In rehabilitation, as in other branches of medicine, there exist various methods and techniques whose efficacy has been little explored, and others that have no valid medical basis and are quite often administered by people without proper qualifications, who therefore lack the right approach.

For example, numerous studies have shown that simply telling patients “what a terrible back you have!” will only aggravate their tendency to catastrophise and increase their fear of movement, two factors that contribute to the chronification of back pain. 

Similarly, reading on an MRI report that your spine has several protrusions or thinned discs is no more significant than being told that you have lots of grey hairs: the fact that you have a hernia is meaningless unless this information is correctly set within the overall clinical context. What we are saying is that it is the medical specialist’s job to make the diagnosis and prescribe a course of rehabilitation, which the therapist then decides how best to implement in the individual patient.

In the literature, there are various studies showing that some subjects with spinal hernias are completely asymptomatic. Unfortunately, however, we still have patients who come to us either alarmed to have learned they have a hernia or convinced that their osteopath, by manipulating their spine, has managed to “put back” a decades-old hernia.

At ISICO, we treat disorders of the spine, a field closely related to the concept of posture. Postural problems, too, are frequently addressed using approaches whose effectiveness may not have been properly demonstrated.

While this does not always create problems, in some cases, it costs patients valuable time and money, delaying the reaching of a correct diagnosis and proper planning of their care.

Take scoliosis, for example, a condition that tends to worsen with growth: it is one thing starting the treatment when the patient has a curve measuring 20°, quite another waiting until it has reached 40°. The treatment options, by this stage, are drastically reduced, and there is the risk of having to resort to more invasive therapies. Clearly, it is a shame for this situation to have been reached simply because an appropriate treatment was not proposed sooner.

At the courses we run, we are often asked, both by patients and colleagues, whether there is any link between scoliosis and mastication, dental occlusion, and foot and/or knee position/alignment. For the moment, all these ideas are theories with no scientific basis. It could be that, in the future, data will be collected that confirm these correlations and we will be prompted to review our position, but as things stand, it is not ethical to propose treatments based on these theories.

As regards the treatment of scoliosis, the current scientific literature tells us that we have different avenues that we can pursue: observation, exercises, bracing (with different types of brace, for different numbers of hours per day) and, in the most severe cases, surgery.
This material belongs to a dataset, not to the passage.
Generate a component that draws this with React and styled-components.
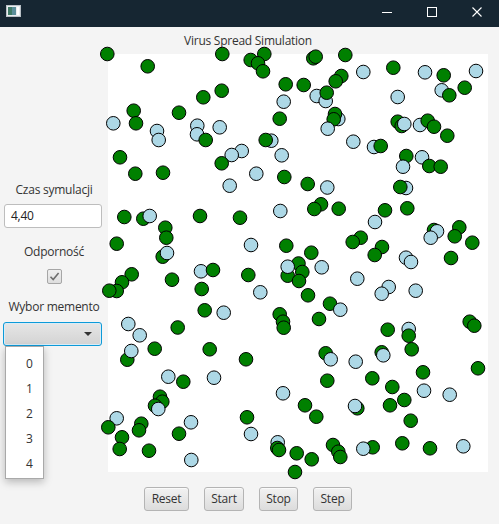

It is crucially important to offer the patient the right treatment, where “right” means that it is supported by scientific evidence of its effectiveness. Specific exercises for the back, including self-correction ones, are an active and important part of scoliosis treatment, as well as scientifically proven to be effective (“Specific exercises reduce the need for bracing in adolescents with idiopathic scoliosis: a practical clinical trial“). Instead, gymnastics generally, like other physical activity, has no therapeutic value, even though it can have positive effects (“Sport activity reduces the risk of progression and bracing: an observational study of 511 JIS and AIS Risser 0-2 adolescents“).